DNB roept op tot uitholling kerntaak levensverzekeraars

Levensverzekeraars moeten korter lopende rendementsgaranties afgeven of die zelfs voorwaardelijk maken.

De lage rente maakt het moeilijk voldoende rendementen te halen om deze garanties waar te maken, waarschuwt DNB.

In het halfjaarlijkse Overzicht Financiële Stabiliteit waarschuwt DNB de levensverzekeraars (opnieuw) voorzichtig te zijn met het garanderen van rendementen. Ditmaal gaat de toezichthouder wel behoorlijk ver in haar raadgevingen door te raken aan de kerntaak van een verzekeraar, namelijk het bieden van zekerheid. In feite pleit DNB ervoor de uitkomst van een levensverzekering net zo onzeker te maken als die van een pensioenregeling: “Ook door het aanbieden van korter lopende of voorwaardelijke garanties worden risico’s voor verzekeraars echter al verkleind.”

DNB: “De langlopende verplichtingen van levensverzekeraars bestaan grotendeels uit polissen met rendementsgaranties. Bij een lage rente zijn deze polissen kostbaar voor verzekeraars. De levensverzekeringssector staat reeds onder druk door de krimpende markt voor individuele polissen en gedaald vertrouwen door de affaire omtrent beleggingsverzekeringen. De verdere druk die ontstaat door de lage rente hangt samen met de praktijk om polishouders rendementsgaranties aan te bieden, vooral bij lijfrenteverzekeringen en collectieve pensioenproducten. Deze producten maken zestig procent uit van de totale portefeuille van levensverzekeraars.

De afgelopen jaren maakt de lage rentevoet het moeilijker om voldoende beleggingswinst te realiseren ten behoeve van deze rendementsgaranties. Zo ligt de risicovrije rente sinds 2009 lager dan de gemiddeld afgegeven garanties in de portefeuille van verzekeraars. Ook in internationaal perspectief hebben Nederlandse verzekeraars hoge rendementsgaranties afgegeven. Bovendien vullen zij deze vaak aan met voorwaardelijke winstdelingsconstructies, waardoor polishouders extra profiteren bij hogere behaalde rendementen. Ook in Frankrijk en het Verenigd Koninkrijk is dit gebruikelijk, maar daar liggen de gegarandeerde rendementen aan polishouders met nul tot één procent aanmerkelijk lager.

Rendementsgaranties op nieuwe contracten kunnen de kapitaalbuffers van verzekeraars uithollen. Voor verzekeraars is het vanuit concurrentie-overwegingen verleidelijk om een zo hoog mogelijke rendementsgarantie te bieden, ook bij een laag renteniveau.
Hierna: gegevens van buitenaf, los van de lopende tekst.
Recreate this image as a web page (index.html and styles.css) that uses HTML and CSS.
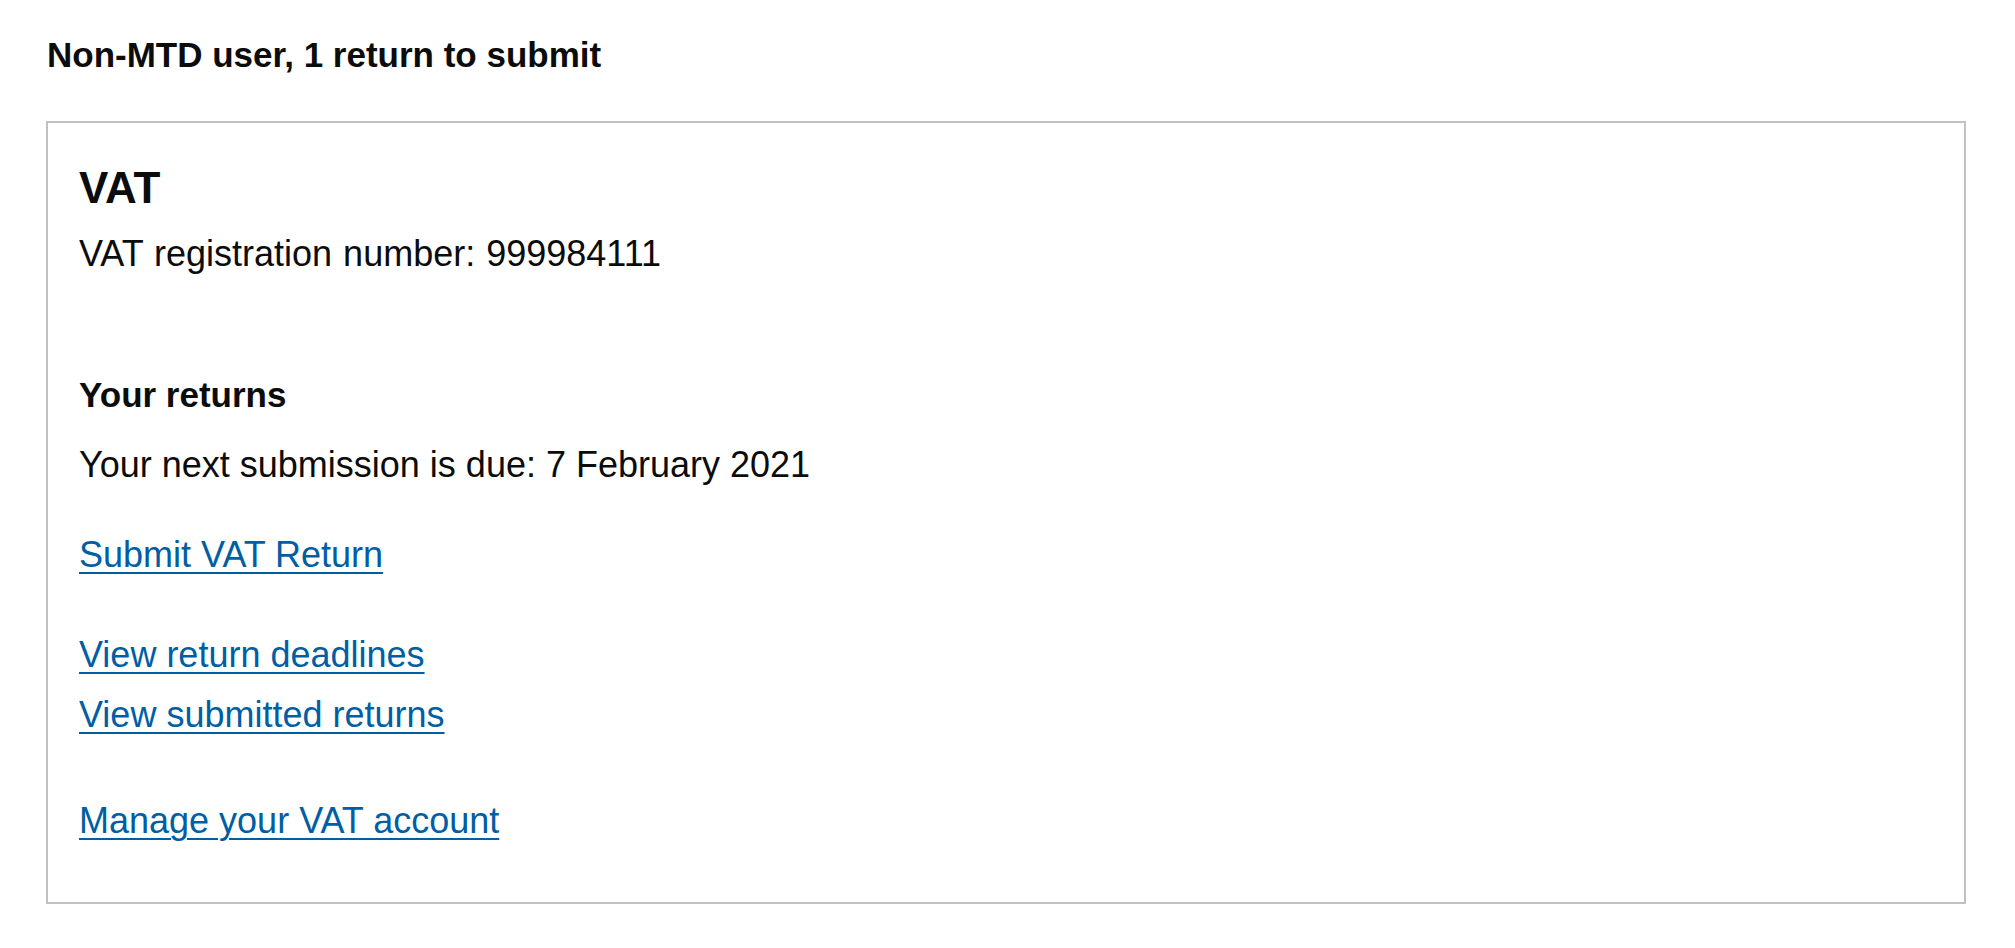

Dit kan in een krimpende markt bijdragen aan het behoud van voldoende premie-inkomsten ter dekking van de vastekostenbasis.

Met name op collectieve pensioencontracten geven verzekeraars momenteel nog altijd relatief hoge rendementsgaranties af. Bij deze strategie bestaat het risico dat de kapitaalbuffers van de instelling worden uitgehold en de kwetsbaarheid voor een verdere rentedaling sterk toeneemt.

Additionele risico’s ontstaan wanneer verzekeraars meer beleggingsrisico nemen om de onder druk staande winstmarges te vergroten.”

De DNB-remedie

“Het verminderen van rendementsgaranties op nieuwe contracten verkleint risico’s voor levensverzekeraars. Met name in een lagerente-omgeving verkleint dit de negatieve effecten op kapitaalbuffers. De meest vergaande vorm om dit risico te verminderen is het niet langer aanbieden van rendementsgaranties op nieuwe polissen en collectieve contracten. Ook door het aanbieden van korter lopende of voorwaardelijke garanties worden risico’s voor verzekeraars echter al verkleind.

Dergelijke garanties bieden verzekeraars meer mogelijkheden om de garanties te laten mee-ademen met de resultaten van de verzekeraar.”